Begin

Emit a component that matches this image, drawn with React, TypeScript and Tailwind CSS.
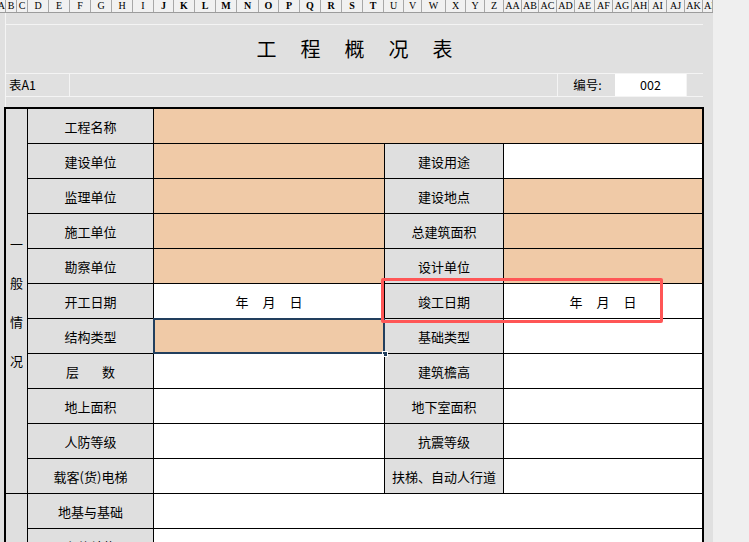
import React from "react";

const EDGES = [0, 6, 17, 28, 49, 70, 91, 112, 133, 154, 174, 195, 216, 237, 259, 279, 300, 321, 342, 363, 384, 404, 422, 446, 466, 485, 504, 522, 539, 557, 575, 595, 613, 632, 649, 667, 685, 703, 713];

const LETTERS = "ABCDEFGHIJKLMNOPQRSTUVWXYZ".split("");
const HEADERS = [...LETTERS, ...LETTERS.slice(0, 11).map((l) => "A" + l), "AL"];

type Fill = "peach" | "white";

type Row = {
  label: React.ReactNode;
  full?: Fill;
  v1?: Fill;
  label2?: string;
  v2?: Fill;
  date?: boolean;
  selected?: boolean;
};

const ROWS: Row[] = [
  { label: "工程名称", full: "peach" },
  { label: "建设单位", v1: "peach", label2: "建设用途", v2: "white" },
  { label: "监理单位", v1: "peach", label2: "建设地点", v2: "peach" },
  { label: "施工单位", v1: "peach", label2: "总建筑面积", v2: "peach" },
  { label: "勘察单位", v1: "peach", label2: "设计单位", v2: "peach" },
  { label: "开工日期", v1: "white", label2: "竣工日期", v2: "white", date: true },
  { label: "结构类型", v1: "peach", label2: "基础类型", v2: "white", selected: true },
  {
    label: (
      <span className="flex gap-[23px]">
        <span>层</span>
        <span>数</span>
      </span>
    ),
    v1: "white",
    label2: "建筑檐高",
    v2: "white",
  },
  { label: "地上面积", v1: "white", label2: "地下室面积", v2: "white" },
  { label: "人防等级", v1: "white", label2: "抗震等级", v2: "white" },
  { label: "载客(货)电梯", v1: "white", label2: "扶梯、自动人行道", v2: "white" },
];

function fillClass(f?: Fill) {
  return f === "peach" ? "bg-[#f0caa7]" : "bg-white";
}

function DateText() {
  return (
    <span className="flex gap-[14px]">
      <span>年</span>
      <span>月</span>
      <span>日</span>
    </span>
  );
}

function Label({ children, row, col }: { children: React.ReactNode; row: number; col: string }) {
  return (
    <div
      className={`flex items-center justify-center bg-[#dfdfdf] ${col}`}
      style={{ gridRow: row }}
    >
      {children}
    </div>
  );
}

export default function App() {
  return (
    <div className="relative h-[542px] w-[749px] overflow-hidden bg-[#efefef] font-['Noto_Sans_CJK_SC',sans-serif] text-[13px] leading-none text-black">
      {/* column letters */}
      <div className="flex h-[13px] w-[713px] border-b border-[#9c9c9c] bg-[#f1f1f1] font-['Liberation_Serif',serif] text-[10px] leading-[12px]">
        {HEADERS.map((h, i) => {
          const w = EDGES[i + 1] - EDGES[i];
          const bold = i >= 9 && i <= 19;
          const align = i === 0 ? "justify-end" : i === HEADERS.length - 1 ? "justify-start pl-px" : "justify-center";
          return (
            <div
              key={h}
              className={`flex shrink-0 overflow-hidden border-r border-[#a8a8a8] ${align} ${bold ? "font-bold" : ""}`}
              style={{ width: w }}
            >
              <span className="whitespace-nowrap">{h}</span>
            </div>
          );
        })}
      </div>

      {/* sheet */}
      <div className="w-[713px] bg-[#e0e0e0] pb-[40px]">
        <div className="ml-[5px] w-[698px] border-l border-[#f4f4f4]">
          <div className="h-[12px] border-b border-[#f4f4f4]" />
          <div className="flex h-[49px] items-center justify-center border-b border-[#f4f4f4] text-[20px]">
            <span className="flex gap-[24px]">
              <span>工</span>
              <span>程</span>
              <span>概</span>
              <span>况</span>
              <span>表</span>
            </span>
          </div>
          <div className="flex h-[23px] border-b border-[#f4f4f4] text-[12.5px]">
            <div className="flex w-[64px] items-center border-r border-[#f4f4f4] pl-[3px]">表A1</div>
            <div className="w-[488px] border-r border-[#f4f4f4]" />
            <div className="flex w-[57px] items-center justify-center pl-[2px]">编号:</div>
            <div className="flex w-[71px] items-center justify-center bg-white">002</div>
            <div className="flex-1 border-l border-[#f4f4f4]" />
          </div>
          <div className="h-[10px]" />
        </div>

        <div className="ml-[4px] grid w-[700px] auto-rows-[34px] grid-cols-[21px_125px_230px_118px_198px] gap-px border-x-2 border-t-2 border-black bg-black">
          <div className="flex flex-col items-center justify-center gap-[26px] bg-[#dfdfdf] pt-px" style={{ gridRow: "1 / span 11", gridColumn: 1 }}>
            <span>一</span>
            <span>般</span>
            <span>情</span>
            <span>况</span>
          </div>

          {ROWS.map((r, i) => {
            const row = i + 1;
            return (
              <React.Fragment key={i}>
                <Label row={row} col="col-start-2">{r.label}</Label>
                {r.full ? (
                  <div className={`col-span-3 col-start-3 ${fillClass(r.full)}`} style={{ gridRow: row }} />
                ) : (
                  <>
                    <div
                      className={`relative col-start-3 flex items-center justify-center ${fillClass(r.v1)}`}
                      style={{ gridRow: row }}
                    >
                      {r.date ? <DateText /> : null}
                      {r.selected ? (
                        <>
                          <div className="absolute -inset-px border-2 border-[#223f5e]" />
                          <div className="absolute -bottom-[4px] -right-[4px] h-[6px] w-[6px] border border-white bg-[#223f5e]" />
                        </>
                      ) : null}
                    </div>
                    <Label row={row} col="col-start-4">{r.label2}</Label>
                    <div
                      className={`col-start-5 flex items-center justify-center ${fillClass(r.v2)}`}
                      style={{ gridRow: row }}
                    >
                      {r.date ? <DateText /> : null}
                    </div>
                  </>
                )}
              </React.Fragment>
            );
          })}

          <div className="bg-[#dfdfdf]" style={{ gridRow: "12 / span 2", gridColumn: 1 }} />
          <Label row={12} col="col-start-2">地基与基础</Label>
          <div className="col-span-3 col-start-3 bg-white" style={{ gridRow: 12 }} />
          <Label row={13} col="col-start-2">主体结构</Label>
          <div className="col-span-3 col-start-3 bg-white" style={{ gridRow: 13 }} />
        </div>
      </div>

      {/* annotation box */}
      <div className="absolute left-[381px] top-[278px] h-[45px] w-[282px] rounded-[2px] border-[3px] border-[#ff5656]" />
    </div>
  );
}
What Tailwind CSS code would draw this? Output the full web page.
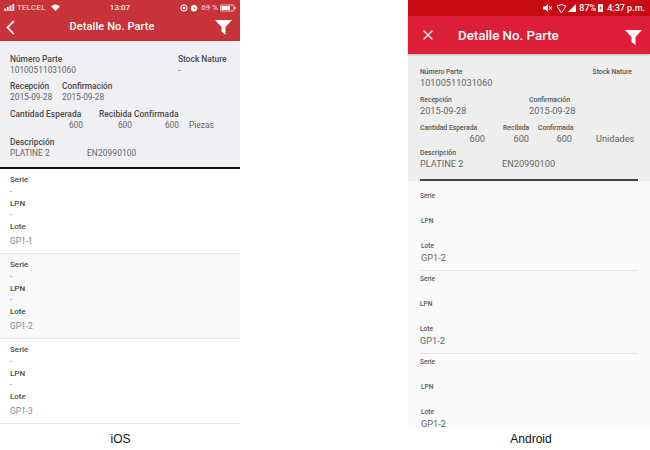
<!DOCTYPE html>
<html>
<head>
<meta charset="utf-8">
<script src="https://cdn.jsdelivr.net/npm/@tailwindcss/browser@4"></script>
</head>
<body class="bg-white">
<div class="flex w-[650px] h-[450px] overflow-hidden bg-white font-['Roboto',sans-serif]">
  <!-- iOS -->
  <div class="w-[240px] flex flex-col shrink-0">
    <div class="h-[41px] bg-[#c8333a] text-white relative shrink-0">
      <div class="h-[14px] pt-[1px] flex items-center justify-between pl-[4px] pr-[4px] text-[8px] leading-none text-white/85">
        <div class="flex items-center gap-[2px] w-[80px]">
          <svg width="11" height="7" viewBox="0 0 11 7"><rect x="0" y="4.5" width="1.8" height="2.5" fill="#fff"/><rect x="2.8" y="3" width="1.8" height="4" fill="#fff"/><rect x="5.6" y="1.5" width="1.8" height="5.5" fill="#fff"/><rect x="8.4" y="0" width="1.8" height="7" fill="#fff"/></svg>
          <span class="tracking-[0.2px]">TELCEL</span>
          <svg class="ml-[3px]" width="9" height="7" viewBox="0 0 9 7"><path d="M0 2.2 Q4.5 -1.4 9 2.2 L4.5 7Z" fill="#fff"/></svg>
        </div>
        <span class="text-[8px] font-medium text-white/90">13:07</span>
        <div class="flex items-center justify-end gap-[2px] w-[80px]">
          <svg width="8" height="8" viewBox="0 0 8 8"><circle cx="4" cy="4" r="3.2" fill="none" stroke="#fff" stroke-width="1"/><circle cx="4" cy="4" r="1.4" fill="#fff"/></svg>
          <svg width="8" height="8" viewBox="0 0 8 8"><circle cx="4" cy="4.3" r="3.2" fill="#fff"/><path d="M4 2.5V4.5H5.5" stroke="#c8333a" stroke-width=".7" fill="none"/></svg>
          <span class="ml-[1px]">69 %</span>
          <svg width="16" height="8" viewBox="0 0 16 8"><rect x=".5" y="1" width="13.5" height="6" rx="1" fill="none" stroke="#fff" stroke-width=".7"/><rect x="1.5" y="2" width="8.5" height="4" fill="#fff"/><rect x="14.5" y="3" width="1" height="2" fill="#fff"/></svg>
        </div>
      </div>
      <div class="h-[27px] flex items-center justify-between pl-[6px] pr-[8px]">
        <svg width="9" height="15" viewBox="0 0 9 15"><path d="M7.8 1 L1.6 7.5 L7.8 14" fill="none" stroke="#fff" stroke-width="1.8"/></svg>
        <span class="text-[11px] font-medium tracking-[0.1px] mr-[6px]">Detalle No. Parte</span>
        <svg width="17" height="15" viewBox="0 0 17 15"><path d="M0 0H17L10.5 7V15L6.5 11.5V7Z" fill="#fff"/></svg>
      </div>
    </div>
    <div class="h-[126px] bg-[#efeff4] px-[10px] pt-[13px] text-[8.4px] leading-[11px] text-[#666] shrink-0">
      <div class="flex h-[27px]">
        <div class="w-[168px]"><div class="font-medium text-[#4a4a4a]">Número Parte</div><div>10100511031060</div></div>
        <div><div class="font-medium text-[#4a4a4a]">Stock Nature</div><div>-</div></div>
      </div>
      <div class="flex h-[28px] gap-[4px]">
        <div class="w-[48px]"><div class="font-medium text-[#4a4a4a]">Recepción</div><div>2015-09-28</div></div>
        <div><div class="font-medium text-[#4a4a4a]">Confirmación</div><div>2015-09-28</div></div>
      </div>
      <div class="h-[28px]">
        <div class="flex font-medium text-[#4a4a4a] tracking-[0.05px]"><span class="w-[89px]">Cantidad Esperada</span><span class="w-[35px]">Recibida</span><span>Confirmada</span></div>
        <div class="flex"><span class="w-[73px] text-right">600</span><span class="w-[49px] text-right">600</span><span class="w-[47px] text-right">600</span><span class="ml-[10px]">Piezas</span></div>
      </div>
      <div>
        <div class="font-medium text-[#4a4a4a]">Descripción</div>
        <div class="flex"><span class="w-[77px]">PLATINE 2</span><span class="tracking-[0.1px]">EN20990100</span></div>
      </div>
    </div>
    <div class="h-[2px] bg-[#111] shrink-0"></div>
    <div class="flex flex-col text-[8px] leading-[11px] text-[#888]">
      <div class="h-[85px] border-b border-[#e3e3e3] pl-[10px] pt-[5px] flex flex-col bg-white">
        <div class="font-medium text-[#4a4a4a] h-[12px]">Serie</div><div class="h-[12px]">-</div>
        <div class="font-medium text-[#4a4a4a] h-[11px]">LPN</div><div class="h-[12px]">-</div>
        <div class="font-medium text-[#4a4a4a] h-[15px]">Lote</div><div class="text-[8.4px]">GP1-1</div>
      </div>
      <div class="h-[85px] border-b border-[#e3e3e3] pl-[10px] pt-[5px] flex flex-col bg-[#f9f9f9]">
        <div class="font-medium text-[#4a4a4a] h-[12px]">Serie</div><div class="h-[12px]">-</div>
        <div class="font-medium text-[#4a4a4a] h-[11px]">LPN</div><div class="h-[12px]">-</div>
        <div class="font-medium text-[#4a4a4a] h-[15px]">Lote</div><div class="text-[8.4px]">GP1-2</div>
      </div>
      <div class="h-[85px] border-b border-[#e3e3e3] pl-[10px] pt-[5px] flex flex-col bg-white">
        <div class="font-medium text-[#4a4a4a] h-[12px]">Serie</div><div class="h-[12px]">-</div>
        <div class="font-medium text-[#4a4a4a] h-[11px]">LPN</div><div class="h-[12px]">-</div>
        <div class="font-medium text-[#4a4a4a] h-[15px]">Lote</div><div class="text-[8.4px]">GP1-3</div>
      </div>
    </div>
    <div class="text-center text-[12px] leading-[14px] mt-[8px] pl-[1px] text-[#111] font-['Liberation_Sans',sans-serif]">iOS</div>
  </div>
  <div class="w-[168px] shrink-0"></div>
  <!-- Android -->
  <div class="w-[242px] flex flex-col shrink-0">
    <div class="h-[16px] bg-[#c70a14] text-white flex items-center justify-end gap-[2px] pr-[5px] text-[9px] font-medium leading-none shrink-0">
      <svg width="9" height="8" viewBox="0 0 9 8"><path d="M0 2.5H2L5 0V8L2 5.5H0Z" fill="#fff"/><path d="M6 2L9 6M9 2L6 6" stroke="#fff" stroke-width="1"/></svg>
      <svg class="ml-[3px]" width="9" height="9" viewBox="0 0 9 9"><path d="M0 2 Q4.5 -1 9 2 L4.5 9Z" fill="none" stroke="#fff" stroke-width="1"/></svg>
      <svg width="8" height="8" viewBox="0 0 8 8"><path d="M0 8L8 0V8Z" fill="#fff"/></svg>
      <span class="ml-[1px]">87%</span>
      <svg width="5" height="8" viewBox="0 0 5 8"><rect width="5" height="8" rx=".6" fill="#fff"/><path d="M2.8 1.5L1.3 4.4H2.4L2.1 6.5L3.7 3.5H2.6Z" fill="#c70a14"/></svg>
      <span class="ml-[2px]">4:37 p.m.</span>
    </div>
    <div class="h-[38px] bg-[#dc1f36] text-white flex items-center pl-[15px] pr-[8px] relative z-10 shadow-[0_1px_2px_rgba(0,0,0,0.25)] shrink-0">
      <svg width="10" height="10" viewBox="0 0 10 10"><path d="M.7 .7L9.3 9.3M9.3 .7L.7 9.3" stroke="#fff" stroke-width="1.3"/></svg>
      <span class="ml-[25px] mt-[1px] text-[13.3px] font-medium">Detalle No. Parte</span>
      <svg class="ml-auto mt-[4px]" width="17" height="15" viewBox="0 0 17 15"><path d="M0 0H17L10.5 7V15L6.5 12V7Z" fill="#fff"/></svg>
    </div>
    <div class="h-[127px] bg-[#eeeeee] px-[12px] pt-[14px] text-[9.2px] leading-[12px] text-[#666] shrink-0">
      <div class="flex h-[28px] justify-between">
        <div><div class="text-[6.8px] leading-[9px] font-medium text-[#555]">Número Parte</div><div>10100511031060</div></div>
        <div class="mr-[6px]"><div class="text-[6.8px] leading-[9px] font-medium text-[#555]">Stock Nature</div></div>
      </div>
      <div class="flex h-[28px]">
        <div class="w-[109px]"><div class="text-[6.8px] leading-[9px] font-medium text-[#555]">Recepción</div><div>2015-09-28</div></div>
        <div><div class="text-[6.8px] leading-[9px] font-medium text-[#555]">Confirmación</div><div>2015-09-28</div></div>
      </div>
      <div class="h-[25px]">
        <div class="flex text-[6.8px] leading-[9px] font-medium text-[#555]"><span class="w-[83px]">Cantidad Esperada</span><span class="w-[35px]">Recibida</span><span>Confirmada</span></div>
        <div class="flex"><span class="w-[65px] text-right">600</span><span class="w-[44px] text-right">600</span><span class="w-[43px] text-right">600</span><span class="ml-[24px]">Unidades</span></div>
      </div>
      <div>
        <div class="text-[6.8px] leading-[9px] font-medium text-[#555]">Descripción</div>
        <div class="flex"><span class="w-[82px]">PLATINE 2</span><span>EN20990100</span></div>
      </div>
      <div class="h-[2px] bg-[#444] mt-[9px]"></div>
    </div>
    <div class="h-[246px] overflow-hidden bg-[#fafafa] px-[12px] text-[9.2px] leading-[12px] text-[#666]">
      <div class="h-[90px] border-b border-[#e2e2e2] pt-[11px]">
        <div class="h-[25px] text-[6.6px] leading-[9px] font-medium text-[#555]">Serie</div>
        <div class="h-[25px] pl-[1px] text-[6.6px] leading-[9px] font-medium text-[#555]">LPN</div>
        <div class="pl-[1px]"><div class="text-[6.6px] leading-[9px] font-medium text-[#555]">Lote</div><div class="mt-[1px]">GP1-2</div></div>
      </div>
      <div class="h-[83px] border-b border-[#e2e2e2] pt-[4px]">
        <div class="h-[25px] text-[6.6px] leading-[9px] font-medium text-[#555]">Serie</div>
        <div class="h-[25px] text-[6.6px] leading-[9px] font-medium text-[#555]">LPN</div>
        <div><div class="text-[6.6px] leading-[9px] font-medium text-[#555]">Lote</div><div class="mt-[1px]">GP1-2</div></div>
      </div>
      <div class="h-[73px] pt-[4px]">
        <div class="h-[25px] text-[6.6px] leading-[9px] font-medium text-[#555]">Serie</div>
        <div class="h-[25px] pl-[1px] text-[6.6px] leading-[9px] font-medium text-[#555]">LPN</div>
        <div class="pl-[1px]"><div class="text-[6.6px] leading-[9px] font-medium text-[#555]">Lote</div><div class="mt-[3px] leading-[7px]">GP1-2</div></div>
      </div>
    </div>
    <div class="text-center text-[12px] leading-[14px] mt-[5px] text-[#111] font-['Liberation_Sans',sans-serif] w-[246px]">Android</div>
  </div>
</div>
</body>
</html>
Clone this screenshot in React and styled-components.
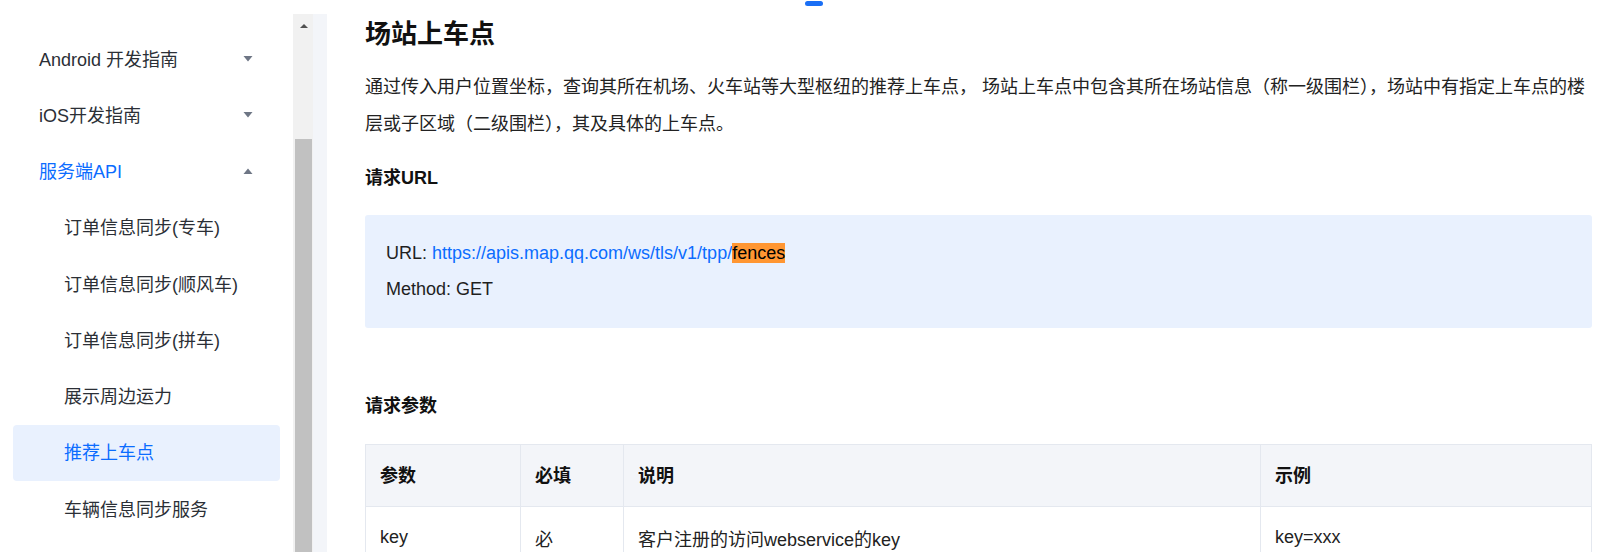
import React from "react";
import styled, { createGlobalStyle } from "styled-components";

const GlobalStyle = createGlobalStyle`
  html, body {
    margin: 0;
    padding: 0;
    background: #ffffff;
  }
  body {
    font-family: "Liberation Sans", "Noto Sans CJK SC", Arial, sans-serif;
    color: #1f2329;
  }
`;

const navItems = [
  { label: "Android 开发指南", level: 0, arrow: "down" },
  { label: "iOS开发指南", level: 0, arrow: "down" },
  { label: "服务端API", level: 0, arrow: "up", open: true },
  { label: "订单信息同步(专车)", level: 1 },
  { label: "订单信息同步(顺风车)", level: 1 },
  { label: "订单信息同步(拼车)", level: 1 },
  { label: "展示周边运力", level: 1 },
  { label: "推荐上车点", level: 1, active: true },
  { label: "车辆信息同步服务", level: 1 },
];

const params = [
  { name: "key", required: "必", desc: "客户注册的访问webservice的key", example: "key=xxx" },
];

const Caret = ({ dir }) => (
  <CaretSvg width="10" height="6" viewBox="0 0 10 6">
    {dir === "up" ? (
      <polygon points="0.5,6 9.5,6 5,0.5" fill="currentColor" />
    ) : (
      <polygon points="0.5,0 9.5,0 5,5.5" fill="currentColor" />
    )}
  </CaretSvg>
);

const App = () => {
  return (
    <>
      <GlobalStyle />
      <Page>
        <Sidebar>
          {navItems.map((item) => (
            <NavItem key={item.label} $level={item.level} $active={item.active} $open={item.open}>
              <span>{item.label}</span>
              {item.arrow && <Caret dir={item.arrow} />}
            </NavItem>
          ))}
        </Sidebar>

        <ScrollColumn>
          <ScrollTrack>
            <ScrollButton>
              <svg width="8" height="4" viewBox="0 0 8 4">
                <polygon points="0,4 8,4 4,0" fill="#505050" />
              </svg>
            </ScrollButton>
            <ScrollThumb />
          </ScrollTrack>
        </ScrollColumn>

        <Gutter>
          <GutterFill />
        </Gutter>

        <Main>
          <Handle />
          <Title>场站上车点</Title>
          <Intro>
            通过传入用户位置坐标，查询其所在机场、火车站等大型枢纽的推荐上车点， 场站上车点中包含其所在场站信息（称一级围栏），场站中有指定上车点的楼层或子区域（二级围栏），其及具体的上车点。
          </Intro>

          <SectionTitle $top={21}>请求URL</SectionTitle>
          <CodeBox>
            <CodeLine>
              URL: <Link>https://apis.map.qq.com/ws/tls/v1/tpp/</Link>
              <Mark>fences</Mark>
            </CodeLine>
            <CodeLine>Method: GET</CodeLine>
          </CodeBox>

          <SectionTitle $top={64}>请求参数</SectionTitle>
          <Table>
            <colgroup>
              <col style={{ width: 155 }} />
              <col style={{ width: 103 }} />
              <col style={{ width: 637 }} />
              <col />
            </colgroup>
            <thead>
              <tr>
                <Th>参数</Th>
                <Th>必填</Th>
                <Th>说明</Th>
                <Th>示例</Th>
              </tr>
            </thead>
            <tbody>
              {params.map((p) => (
                <tr key={p.name}>
                  <Td>{p.name}</Td>
                  <Td>{p.required}</Td>
                  <Td>{p.desc}</Td>
                  <Td>{p.example}</Td>
                </tr>
              ))}
            </tbody>
          </Table>
        </Main>
      </Page>
    </>
  );
};

const Page = styled.div`
  display: flex;
  width: 1612px;
  height: 552px;
  overflow: hidden;
  background: #ffffff;
`;

const Sidebar = styled.nav`
  width: 293px;
  flex-shrink: 0;
  padding-top: 31px;
  box-sizing: border-box;
  display: flex;
  flex-direction: column;
  background: #ffffff;
`;

const NavItem = styled.div`
  display: flex;
  align-items: center;
  justify-content: space-between;
  height: 56.25px;
  box-sizing: border-box;
  flex-shrink: 0;
  margin: 0 13px;
  padding: 0 27px 3px ${(p) => (p.$level ? 51 : 26)}px;
  border-radius: 4px;
  font-size: 18px;
  color: ${(p) => (p.$active || p.$open ? "#0b6cff" : "#2b2f36")};
  background: ${(p) => (p.$active ? "#e9f1fe" : "transparent")};
  white-space: nowrap;
`;

const CaretSvg = styled.svg`
  color: #6e7685;
  flex-shrink: 0;
  margin-top: 2px;
`;

const ScrollColumn = styled.div`
  width: 20px;
  flex-shrink: 0;
  padding-top: 14px;
  display: flex;
  flex-direction: column;
`;

const ScrollTrack = styled.div`
  flex: 1;
  background: #f1f1f1;
  display: flex;
  flex-direction: column;
`;

const ScrollButton = styled.div`
  height: 24px;
  display: flex;
  align-items: center;
  justify-content: center;
  padding-left: 1px;
`;

const ScrollThumb = styled.div`
  margin: 101px 1px 0 2px;
  flex: 1;
  background: #c1c1c1;
`;

const Gutter = styled.div`
  width: 14px;
  flex-shrink: 0;
  padding-top: 14px;
  display: flex;
  flex-direction: column;
`;

const GutterFill = styled.div`
  flex: 1;
  background: #f3f5f9;
`;

const Main = styled.main`
  position: relative;
  flex: 1;
  min-width: 0;
  padding: 16px 20px 0 38px;
  color: #1d2129;
`;

const Handle = styled.div`
  position: absolute;
  top: 1px;
  left: 478px;
  width: 18px;
  height: 5px;
  border-radius: 3px;
  background: #1a6ff5;
`;

const Title = styled.h1`
  margin: 0;
  font-size: 26px;
  line-height: 36px;
  font-weight: 700;
  color: #111111;
`;

const Intro = styled.p`
  margin: 17px 0 0;
  font-size: 18px;
  line-height: 37px;
  color: #222222;
`;

const SectionTitle = styled.h3`
  margin: ${(p) => p.$top}px 0 0;
  font-size: 18px;
  line-height: 28px;
  font-weight: 700;
  color: #111111;
`;

const CodeBox = styled.div`
  margin-top: 23px;
  height: 113px;
  box-sizing: border-box;
  padding: 20px 21px 0;
  border-radius: 3px;
  background: #e9f1fe;
`;

const CodeLine = styled.div`
  font-size: 18px;
  line-height: 36px;
  color: #1f1f1f;
  white-space: nowrap;
`;

const Link = styled.span`
  color: #0b6cff;
`;

const Mark = styled.mark`
  background: #ff9632;
  color: #000000;
`;

const Table = styled.table`
  margin-top: 24px;
  width: 100%;
  table-layout: fixed;
  border-collapse: collapse;
  font-size: 18px;
`;

const Th = styled.th`
  height: 58px;
  padding: 0 14px 3px;
  text-align: left;
  font-weight: 700;
  color: #111111;
  background: #f3f5f9;
  border: 1px solid #e4e8ef;
`;

const Td = styled.td`
  height: 61px;
  padding: 0 14px;
  color: #222222;
  border: 1px solid #e4e8ef;
`;

export default App;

End

PROBLEM TO SOLVE –
Pick out and copy every line that contains the word "this".

PROBLEM SOLUTION –
Emit a component that matches this image, drawn with React, TypeScript and Tailwind CSS.
What Tailwind CSS code would draw this? Output the full web page.
Clone this screenshot in React and styled-components.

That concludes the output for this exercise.